Posted to dev@arrow.apache.org by Li Jin <ic...@gmail.com> on 2022/08/01 16:00:20 UTC

Help with writing/reading from s3

Hello!

We recently updated Arrow to 7.0.0 and hit some error with our old code
(Details below). I wonder if there is a new way to do this with the current
version?

import pyarrow

import pyarrow.parquet as pq



df = pd.DataFrame({"aa": [1, 2, 3], "bb": [1, 2, 3]})

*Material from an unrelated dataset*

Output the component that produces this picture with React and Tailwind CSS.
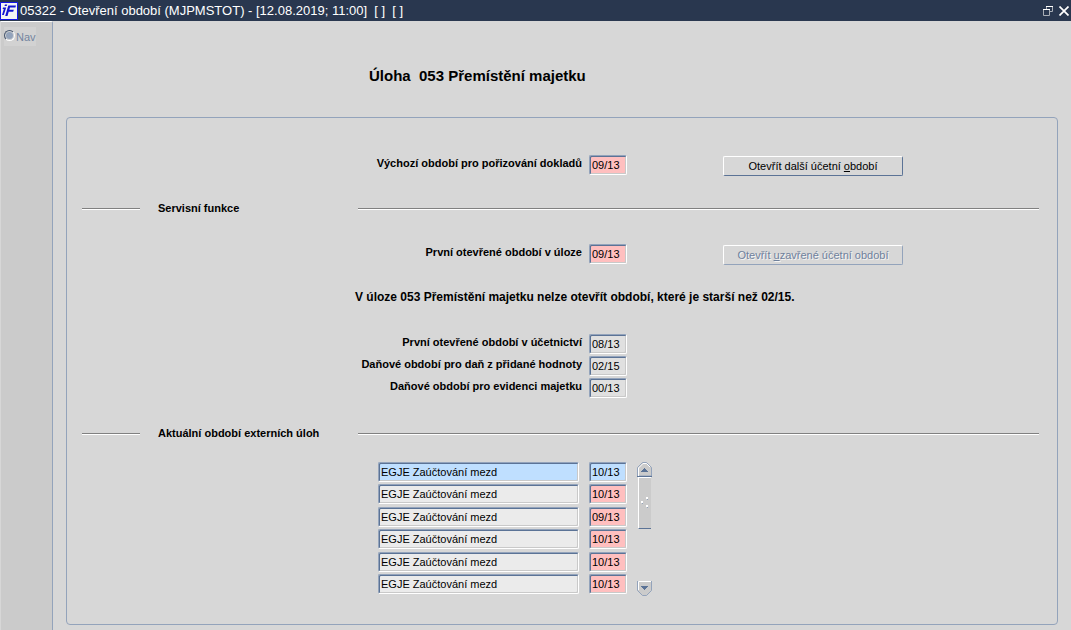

uri = "gs://amp_bucket_liao/try"

s3fs = # ...



pq.write_to_dataset(

    table=pyarrow.Table.from_pandas(df=df, preserve_index=True),

    root_path=uri, filesystem=s3fs, partition_cols=["aa"]

)

# so far it works fine.



# The following gives an error, error message in the thread

test_df = pq.read_table(

    source=uri, filesystem=s3fs

)



Error:

/home/tsdist/vats_deployments/modeling.env.interactive-bc9b04a0-708b-45b8-90bc-14b9ca6ee9ba/ext/public/python/pyarrow/7/0/x/dist/lib/python3.9/pyarrow/error.pxi
in pyarrow.lib.check_status()

     97

     98         if status.IsInvalid():

---> 99             raise ArrowInvalid(message)

    100         elif status.IsIOError():

    101             # Note: OSError constructor is



ArrowInvalid: GetFileInfo() yielded path
'amp_bucket_liao/try/aa=3/235add6629d44a2f8fa4ec772340b73d.parquet',
which is outside base dir 'gs://amp_bucket_liao/try'

Re: Help with writing/reading from s3

Posted by Li Jin <ic...@gmail.com>.

Thanks! Removing the "gs://" prefix indeed fixes it.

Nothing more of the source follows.